AN AMERICAN’S ANECDOTAL ANALYSIS

I got a chance to see Malinche during my last trip to Madrid, and I was certainly struck by its rosy view of the conquest. Cortés is presented as something of feckless fop, and the first act spends enough time focused on him that I started to wonder whether the show should be called Hernán. Our heroine—also known by her Christian name Marina, its Nahua derivative Malintzin, or the name believed to be given to her at birth, Malinalli—accepts the hardships of slavery and her baptism into Catholicism with surprising equanimity. By the show’s end, the emperor of the Aztecs himself, Moctezuma, has found God—the Catholic one—and goes to Heaven.
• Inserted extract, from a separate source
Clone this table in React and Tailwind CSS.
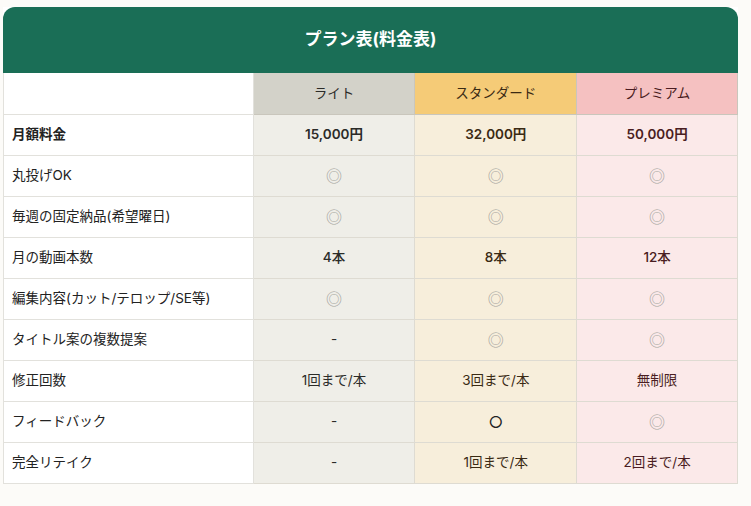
import React from "react";

const plans = [
  { name: "ライト", head: "bg-[#d3d2c9]", cell: "bg-[#efeee8]", text: "text-[#2b2b28]" },
  { name: "スタンダード", head: "bg-[#f5cb77]", cell: "bg-[#f7eedb]", text: "text-[#3a2a14]" },
  { name: "プレミアム", head: "bg-[#f5c1c1]", cell: "bg-[#fbe9e9]", text: "text-[#4a1d22]" },
];

const rows = [
  { label: "月額料金", values: ["15,000円", "32,000円", "50,000円"], bold: true },
  { label: "丸投げOK", values: ["◎", "◎", "◎"] },
  { label: "毎週の固定納品(希望曜日)", values: ["◎", "◎", "◎"] },
  { label: "月の動画本数", values: ["4本", "8本", "12本"], medium: true },
  { label: "編集内容(カット/テロップ/SE等)", values: ["◎", "◎", "◎"] },
  { label: "タイトル案の複数提案", values: ["-", "◎", "◎"] },
  { label: "修正回数", values: ["1回まで/本", "3回まで/本", "無制限"] },
  { label: "フィードバック", values: ["-", "○", "◎"] },
  { label: "完全リテイク", values: ["-", "1回まで/本", "2回まで/本"] },
];

const Mark = ({ v }) => {
  if (v === "◎") return <span className="text-[16px] text-[#a3a29c]">◎</span>;
  if (v === "○") return <span className="text-[16px] text-[#222]">○</span>;
  return <span>{v}</span>;
};

export default function App() {
  return (
    <div
      className="min-h-[506px] w-[751px] bg-[#fcfbf8] pl-[3px] pt-[7px]"
      style={{ fontFamily: '"Inter", "Noto Sans CJK JP", sans-serif' }}
    >
      <div className="w-[735px] bg-white">
        <div className="flex h-[66px] items-center justify-center rounded-t-[12px] bg-[#1a6e56] text-[17px] font-bold text-white">
          プラン表(料金表)
        </div>
        <table className="w-full border-collapse text-[13.5px] text-[#222]">
          <colgroup>
            <col className="w-[250px]" />
            <col className="w-[162px]" />
            <col className="w-[162px]" />
            <col className="w-[161px]" />
          </colgroup>
          <thead>
            <tr className="h-[41px]">
              <th className="border border-t-0 border-[#e2e1dc] bg-white"></th>
              {plans.map((p) => (
                <th
                  key={p.name}
                  className={`border border-t-0 border-[#c9c6bc] font-normal ${p.head} ${p.text}`}
                >
                  {p.name}
                </th>
              ))}
            </tr>
          </thead>
          <tbody>
            {rows.map((r) => (
              <tr key={r.label} className="h-[41px]">
                <td
                  className={`border border-[#e2e1dc] bg-white pl-[8px] ${r.bold ? "font-bold" : ""}`}
                >
                  {r.label}
                </td>
                {r.values.map((v, i) => (
                  <td
                    key={i}
                    className={`border border-[#dedbd2] text-center ${plans[i].cell} ${plans[i].text} ${
                      r.bold ? "font-semibold" : r.medium ? "font-medium" : ""
                    }`}
                  >
                    <Mark v={v} />
                  </td>
                ))}
              </tr>
            ))}
          </tbody>
        </table>
      </div>
    </div>
  );
}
It’s an elaborate production with a sizable cast and a set that shifts from ship’s deck to jungle floor to Aztec pyramid. It also boasts standout choreography by Jesús Carmona, who melds flamenco with hip-hop, urban dance, and other contemporary elements in a way that made me eager to see more flamenco on musical theater stages.

In Madrid many of the local musicals cluster around the Gran Via, which in the last decade has become the city’s equivalent of Broadway. Malinche, however, carved out its run in a big tent at IFEMA Madrid, a campus of convention venues on the outskirts of town. Inside that tent was not only a 1,066-seat theater but a large concessions space with an array of bars and food counters serving tacos, tequila, and other Mexican-inflected cuisine. It’s an extensive food and beverage element intended to help turn the show’s out-of-the-way locale into a true destination—and the night I saw the show, it seemed to be working: Those bars and food stalls did lively business all evening.

The Mexican production—at Frontón México, a former jai alai court converted into a casino and performance venue—has an even larger scale than the Madrid version, with two more onstage pools, a bigger cast (now 80, compared to 50+ in Spain), a larger stage, and an auditorium that seats 1,229. It also incorporates an F&B set-up similar to the one in Madrid; so will any future stagings.

“In Madrid we started by offering something very affordable in that space, and then we started to offer a little bit of a VIP experience as well. Then we brought Mexican bands and other elements,” Hatchwell says. “We’ve made it more of a 360 experience.”

IF YOU DON’T KNOW NACHO

Hatchwell produces Malinche alongside the show’s multi-hyphenate auteur, Nacho Cano. Many readers will know Cano already: He’s one of the biggest names in Latin music.

With his brother José María Cano and the singer Ana Torroja, Cano was one of the three members of Mecano, the ultra-popular 1980s band frequently described as “iconic.” In 1982, their self-titled debut album sold one million copies in Spain alone, and the band went on to hit the peak of its international popularity with the albums Descanso Dominical (1988) and Aidalai (1991). By 1993 the trio had broken up acrimoniously and have stayed that way ever since, barring a brief comeback in 1998.

Their songs, however, are part of the 80s canon in Spain and much of Latin America. By 2023, the band has sold more than 30 million records and racked up 100 million streams.

In the early aughts, the worldwide success of “Mamma Mia!” inspired Hoy No Me Puedo Levantar (Today I Can’t Get Up), a jukebox musical of 30+ Mecano hits that opened in Madrid in 2005. Sharing a title with the band’s first breakout single, the musical—co-conceived and directed by Cano—follows two musicians in Madrid in the 1980s during the rise of the countercultural movement known as the Movida Madrileña.

The show is widely considered the most successful Spanish musical in history. A year after it first opened in Madrid, a second production bowed in Mexico City. By 2011, Hoy No Me Puedo Levantar had sold 2.5 million tickets across sit-down productions and tours in Spain and Mexico; it’s since been revived in Madrid (2013) and in Mexico City, twice (2017 and 2019).

Cano’s second musical, A—his first with songs composed specifically for the theater—tells a magic-infused story about a boy with extraordinary talents. It played runs in Madrid (2009) and Barcelona (2010), but proved much less enduring than Hoy No Me Puedo Levantar.

Cano eventually split with his collaborators and producers on his first two musicals, which is when Hatchwell, a businessman and philanthropist, stepped in to partner on Cano’s next musical: Malinche.